----- Given material -----

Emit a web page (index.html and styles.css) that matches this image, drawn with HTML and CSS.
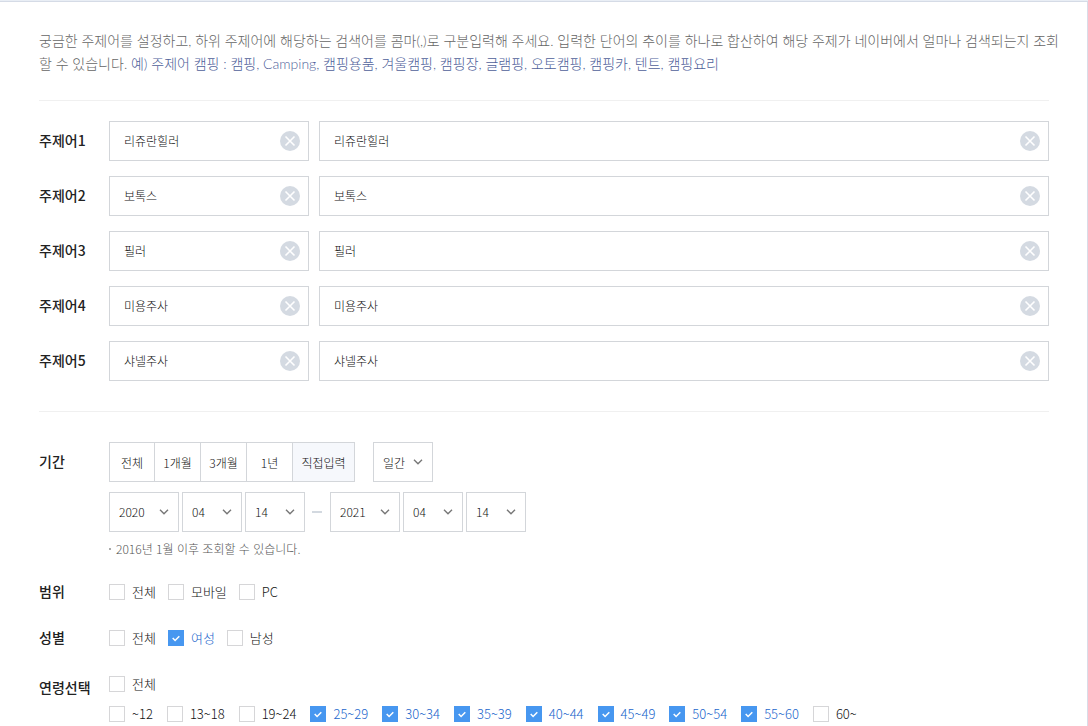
FILE: index.html
```html
<!DOCTYPE html>
<html lang="ko">
<head>
    <meta charset="UTF-8">
    <meta name="viewport" content="width=device-width, initial-scale=1.0">
    <title>검색어트렌드</title>
    <link rel="stylesheet" href="styles.css">
</head>
<body>
    <svg class="defs" aria-hidden="true">
        <symbol id="clear" viewBox="0 0 20 20">
            <circle cx="10" cy="10" r="10" fill="#d4dae2"/>
            <path d="M5.5 5.5l9 9M14.5 5.5l-9 9" stroke="#fff" stroke-width="1.6" fill="none"/>
        </symbol>
    </svg>

    <form class="panel">
        <p class="guide">궁금한 주제어를 설정하고, 하위 주제어에 해당하는 검색어를 콤마(,)로 구분입력해 주세요. 입력한 단어의 추이를 하나로 합산하여 해당 주제가 네이버에서 얼마나 검색되는지 조회<br>할 수 있습니다. <span class="sample">예) 주제어 캠핑 : 캠핑, Camping, 캠핑용품, 겨울캠핑, 캠핑장, 글램핑, 오토캠핑, 캠핑카, 텐트, 캠핑요리</span></p>

        <div class="keywords">
            <div class="row">
                <label class="title" for="topic1">주제어1</label>
                <div class="field topic"><input type="text" id="topic1" value="리쥬란힐러"><button type="button" class="clear" aria-label="삭제"><svg><use href="#clear"/></svg></button></div>
                <div class="field words"><input type="text" aria-label="주제어1 검색어" value="리쥬란힐러"><button type="button" class="clear" aria-label="삭제"><svg><use href="#clear"/></svg></button></div>
            </div>
            <div class="row">
                <label class="title" for="topic2">주제어2</label>
                <div class="field topic"><input type="text" id="topic2" value="보톡스"><button type="button" class="clear" aria-label="삭제"><svg><use href="#clear"/></svg></button></div>
                <div class="field words"><input type="text" aria-label="주제어2 검색어" value="보톡스"><button type="button" class="clear" aria-label="삭제"><svg><use href="#clear"/></svg></button></div>
            </div>
            <div class="row">
                <label class="title" for="topic3">주제어3</label>
                <div class="field topic"><input type="text" id="topic3" value="필러"><button type="button" class="clear" aria-label="삭제"><svg><use href="#clear"/></svg></button></div>
                <div class="field words"><input type="text" aria-label="주제어3 검색어" value="필러"><button type="button" class="clear" aria-label="삭제"><svg><use href="#clear"/></svg></button></div>
            </div>
            <div class="row">
                <label class="title" for="topic4">주제어4</label>
                <div class="field topic"><input type="text" id="topic4" value="미용주사"><button type="button" class="clear" aria-label="삭제"><svg><use href="#clear"/></svg></button></div>
                <div class="field words"><input type="text" aria-label="주제어4 검색어" value="미용주사"><button type="button" class="clear" aria-label="삭제"><svg><use href="#clear"/></svg></button></div>
            </div>
            <div class="row">
                <label class="title" for="topic5">주제어5</label>
                <div class="field topic"><input type="text" id="topic5" value="샤넬주사"><button type="button" class="clear" aria-label="삭제"><svg><use href="#clear"/></svg></button></div>
                <div class="field words"><input type="text" aria-label="주제어5 검색어" value="샤넬주사"><button type="button" class="clear" aria-label="삭제"><svg><use href="#clear"/></svg></button></div>
            </div>
        </div>

        <div class="row period">
            <div class="title">기간</div>
            <div class="content">
                <div class="line">
                    <div class="tabs">
                        <button type="button">전체</button>
                        <button type="button">1개월</button>
                        <button type="button">3개월</button>
                        <button type="button">1년</button>
                        <button type="button" class="on">직접입력</button>
                    </div>
                    <select class="unit" aria-label="단위"><option>일간</option></select>
                </div>
                <div class="line dates">
                    <select class="year" aria-label="시작 연도"><option>2020</option></select>
                    <select aria-label="시작 월"><option>04</option></select>
                    <select aria-label="시작 일"><option>14</option></select>
                    <span class="dash"></span>
                    <select class="year" aria-label="종료 연도"><option>2021</option></select>
                    <select aria-label="종료 월"><option>04</option></select>
                    <select aria-label="종료 일"><option>14</option></select>
                </div>
                <p class="note">2016년 1월 이후 조회할 수 있습니다.</p>
            </div>
        </div>

        <div class="row option">
            <div class="title">범위</div>
            <div class="checks">
                <label><input type="checkbox"><span>전체</span></label>
                <label><input type="checkbox"><span>모바일</span></label>
                <label><input type="checkbox"><span>PC</span></label>
            </div>
        </div>

        <div class="row option">
            <div class="title">성별</div>
            <div class="checks">
                <label><input type="checkbox"><span>전체</span></label>
                <label><input type="checkbox" checked><span>여성</span></label>
                <label><input type="checkbox"><span>남성</span></label>
            </div>
        </div>

        <div class="row option ages">
            <div class="title">연령선택</div>
            <div class="content">
                <div class="checks">
                    <label><input type="checkbox"><span>전체</span></label>
                </div>
                <div class="checks">
                    <label><input type="checkbox"><span>~12</span></label>
                    <label><input type="checkbox"><span>13~18</span></label>
                    <label><input type="checkbox"><span>19~24</span></label>
                    <label><input type="checkbox" checked><span>25~29</span></label>
                    <label><input type="checkbox" checked><span>30~34</span></label>
                    <label><input type="checkbox" checked><span>35~39</span></label>
                    <label><input type="checkbox" checked><span>40~44</span></label>
                    <label><input type="checkbox" checked><span>45~49</span></label>
                    <label><input type="checkbox" checked><span>50~54</span></label>
                    <label><input type="checkbox" checked><span>55~60</span></label>
                    <label><input type="checkbox"><span>60~</span></label>
                </div>
            </div>
        </div>
    </form>
</body>
</html>
```

FILE: styles.css
```css
* {
    box-sizing: border-box;
}
body {
    margin: 0;
    border-top: 1px solid #e9eef5;
    background: #fff;
    color: #111;
    font-family: "Noto Sans CJK KR", sans-serif;
    font-size: 13px;
    font-weight: 300;
}
input, select, button {
    margin: 0;
    padding: 0;
    border: 0;
    background: none;
    color: inherit;
    font: inherit;
    outline: none;
}
button, select { cursor: pointer; }
.defs { display: none; }
.panel {
    min-height: calc(100vh - 1px);
    padding: 27px 38px 0 39px;
    border-top: 1px solid #d5dbe6;
    border-right: 1px solid #d9dce8;
}
.guide {
    margin: 0 -20px 0 0;
    padding-bottom: 25px;
    color: #666;
    font-family: Lato, "Noto Sans CJK KR", sans-serif;
    font-size: 14px;
    line-height: 23px;
}
.sample { color: #4f5f9a; }

/* keyword rows */
.keywords {
    display: flex;
    flex-direction: column;
    gap: 15px;
    padding: 20px 0 30px;
    border-top: 1px solid #f0f0f0;
    border-bottom: 1px solid #f0f0f0;
}
.row { display: flex; }
.title {
    flex: none;
    width: 70px;
    color: #222;
    font-size: 14px;
    font-weight: 500;
    line-height: 38px;
}
.field {
    display: flex;
    align-items: center;
    height: 40px;
    padding: 0 8px 0 14px;
    border: 1px solid #d3d6da;
}
.field input {
    flex: 1;
    min-width: 0;
    height: 38px;
    padding-bottom: 2px;
    font-size: 12px;
}
.topic {
    flex: none;
    width: 200px;
    margin-right: 10px;
}
.words { flex: 1; }
.clear {
    flex: none;
    width: 20px;
    height: 20px;
}
.clear svg {
    display: block;
    width: 20px;
    height: 20px;
}

/* period */
.period { padding-top: 30px; }
.content { flex: 1; }
.line {
    display: flex;
    align-items: center;
}
.tabs {
    display: flex;
    margin-right: 18px;
}
.tabs button {
    width: 47px;
    height: 40px;
    margin-right: -1px;
    border: 1px solid #d3d6da;
    font-size: 12px;
}
.tabs button:first-child { width: 46px; }
.tabs .on {
    width: 63px;
    margin-right: 0;
    background: #f6f8fc;
}
select {
    appearance: none;
    width: 60px;
    height: 40px;
    padding-left: 9px;
    border: 1px solid #d3d6da;
    border-radius: 0;
    background: url("data:image/svg+xml,%3Csvg xmlns='http://www.w3.org/2000/svg' width='10' height='6'%3E%3Cpath d='M1 .8l4 4 4-4' fill='none' stroke='%23777' stroke-width='1.4'/%3E%3C/svg%3E") no-repeat right 9px center;
    font-size: 12px;
}
.dates {
    gap: 3px;
    margin-top: 10px;
}
.dates select { padding-bottom: 2px; }
.dates .year { width: 70px; }
.dash {
    width: 10px;
    height: 2px;
    margin: 0 5px 0 4px;
    background: #d3d9e0;
}
.note {
    display: flex;
    align-items: center;
    gap: 5px;
    margin: 7px 0 0;
    color: #555;
    font-size: 12px;
    line-height: 20px;
}
.note::before {
    content: "";
    width: 2px;
    height: 2px;
    background: #aaa;
}

/* check options */
.option { padding-top: 24px; }
.period + .option { padding-top: 22px; }
.option .title { line-height: 20px; }
.checks {
    display: flex;
    gap: 12px;
}
.checks label {
    display: flex;
    align-items: center;
    gap: 7px;
    height: 22px;
    line-height: 22px;
    cursor: pointer;
}
.checks input {
    appearance: none;
    width: 16px;
    height: 16px;
    border: 1px solid #d6d6d8;
    background: #fff;
}
.checks input:checked {
    border-color: #4797f0;
    background: #4797f0 url("data:image/svg+xml,%3Csvg xmlns='http://www.w3.org/2000/svg' width='8' height='7'%3E%3Cpath d='M.7 3l2.4 2.5L7.3 1.2' fill='none' stroke='%23fff' stroke-width='1.5'/%3E%3C/svg%3E") no-repeat center;
}
.checks input:checked + span { color: #1a66cc; }
.ages .title { padding-top: 4px; }
.ages .checks + .checks {
    gap: 14px;
    margin-top: 8px;
}
```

-----

Lines containing "index" are to be counted. State the total and add nothing.

• **Exercise solution**
2